In Situ Characterization of Strontium Titanium Ferrite Perovskites for Application as Electrodes of Solid Oxide Cells

This study investigates the redox behavior, the surface composition, and the electrochemical performance of the Ni-doped Sr0.95(Ti0.3Fe0.63Ni0.07)O3 (STF-Ni) and SrTi0.3Fe0.7O3 (STF) perovskites under conditions relevant to solid oxide cell applications. The effect of Ni doping on exsolution and on its reversibility is examined with synergistic characterization techniques.

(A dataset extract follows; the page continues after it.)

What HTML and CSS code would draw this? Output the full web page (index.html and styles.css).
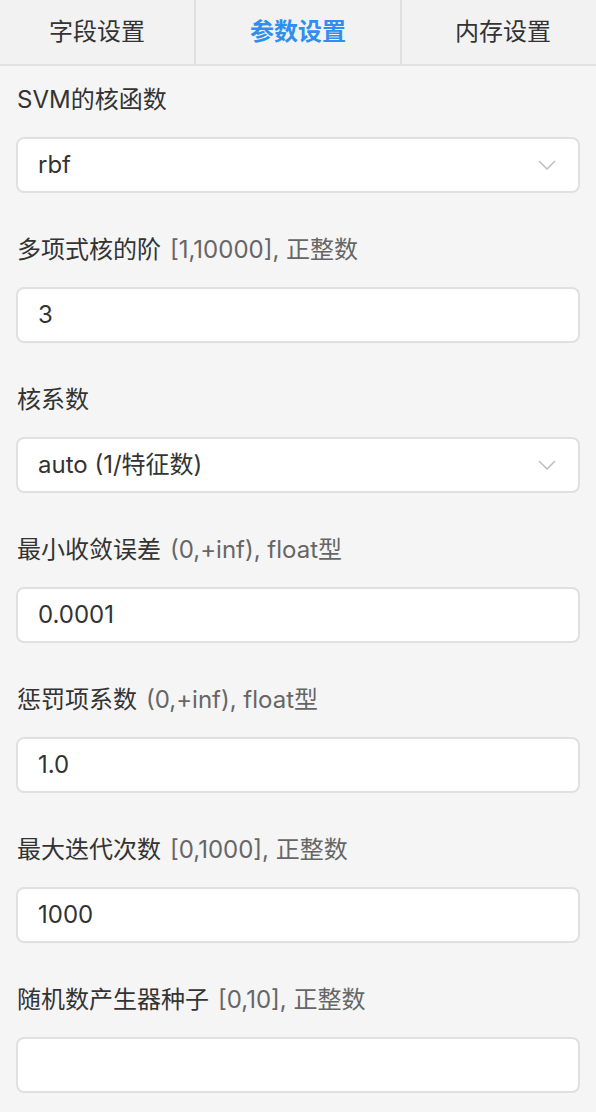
FILE: index.html
```html
<!DOCTYPE html>
<html lang="zh-CN">
<head>
  <meta charset="UTF-8" />
  <meta name="viewport" content="width=device-width, initial-scale=1.0"/>
  <title>参数设置</title>
  <link rel="stylesheet" href="styles.css">
</head>
<body>
  <div class="tab_bar">
    <div class="tab tab_first">字段设置</div>
    <div class="tab tab_active">参数设置</div>
    <div class="tab tab_last">内存设置</div>
  </div>

  <div class="form_container">
    <div class="field">
      <p class="field_label">SVM的核函数</p>
      <div class="select_box">
        <span>rbf</span>
        <svg class="arrow" width="18" height="10" viewBox="0 0 18 10"><path d="M1 1 L9 9 L17 1" fill="none" stroke="#bdbdbd" stroke-width="1.5"/></svg>
      </div>
    </div>

    <div class="field">
      <p class="field_label">多项式核的阶<span class="hint">[1,10000], 正整数</span></p>
      <div class="input_box">3</div>
    </div>

    <div class="field">
      <p class="field_label">核系数</p>
      <div class="select_box">
        <span>auto (1/特征数)</span>
        <svg class="arrow" width="18" height="10" viewBox="0 0 18 10"><path d="M1 1 L9 9 L17 1" fill="none" stroke="#bdbdbd" stroke-width="1.5"/></svg>
      </div>
    </div>

    <div class="field">
      <p class="field_label">最小收敛误差<span class="hint">(0,+inf), float型</span></p>
      <div class="input_box">0.0001</div>
    </div>

    <div class="field">
      <p class="field_label">惩罚项系数<span class="hint">(0,+inf), float型</span></p>
      <div class="input_box">1.0</div>
    </div>

    <div class="field">
      <p class="field_label">最大迭代次数<span class="hint">[0,1000], 正整数</span></p>
      <div class="input_box">1000</div>
    </div>

    <div class="field">
      <p class="field_label">随机数产生器种子<span class="hint">[0,10], 正整数</span></p>
      <div class="input_box"></div>
    </div>
  </div>
</body>
</html>
```

FILE: styles.css
```css
body {
  margin: 0;
  font-family: Inter, "Noto Sans CJK SC", sans-serif;
  background-color: #f5f5f5;
  color: #333;
}

.tab_bar {
  display: flex;
  height: 64px;
  background-color: #f2f2f2;
  border-bottom: 2px solid #e2e2e2;
}

.tab {
  width: 204px;
  font-size: 24px;
  line-height: 64px;
  text-align: center;
  color: #333;
  border-right: 2px solid #e0e0e0;
}

.tab_first {
  width: 194px;
}

.tab_last {
  flex: 1;
  border-right: none;
  padding-left: 8px;
}

.tab_active {
  color: #2f8ff0;
  font-weight: bold;
}

.form_container {
  padding: 16px 16px 0 16px;
}

.field {
  margin-bottom: 39px;
}

.field_label {
  margin: 0 0 19px 1px;
  font-size: 24px;
  line-height: 36px;
}

.hint {
  margin-left: 9px;
  color: #666;
}

.input_box,
.select_box {
  box-sizing: border-box;
  height: 56px;
  width: 564px;
  padding: 0 22px 0 20px;
  background-color: #fff;
  border: 2px solid #e0e0e0;
  border-radius: 8px;
  font-size: 24px;
  line-height: 52px;
  color: #333;
}

.select_box {
  display: flex;
  justify-content: space-between;
  align-items: center;
}

.arrow {
  display: block;
}
```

In situ XRD experiments (in 5% H2, up to 750 °C) reveal that FeNi and FeNi3 coexist in alloyed Ni–Fe nanoparticles and that the exsolved Ni is only partially reincorporated in the lattice of STF-Ni on reoxidation in air. In contrast, the reduction of STF leads to the segregation of nonalloyed metallic Fe particles. In situ near-ambient pressure XPS experiments (20 mbar, 550 °C) show that Sr segregates on both perovskites as SrOx during reduction in pure H2, and that the exsolution of Ni and Fe enhances the segregation. Subsequent exposure to CO2 causes the formation of SrCO3 and compositional changes of the STF-Ni nanoparticles, which become richer in Ni due to the back-diffusion of Fe in the lattice. When applied as fuel electrodes of electrolyte-supported solid oxide cells, STF-Ni and STF exhibit distinct behaviors in H2 electro-oxidation and CO2 electrolysis. STF-Ni shows better performance than STF with 3% humidified H2 supply (450 vs 350 mW/cm2 at 0.5 V), while both electrodes achieve similar current density (−450 mA/cm2 at 1.4 V) in reversible CO2 electrolysis with a 50/50 CO/CO2 mixture. These performance differences primarily arise from the interaction with CO2, which causes SrCO3 formation, electrode passivation, and compositional modifications of the nanoparticles.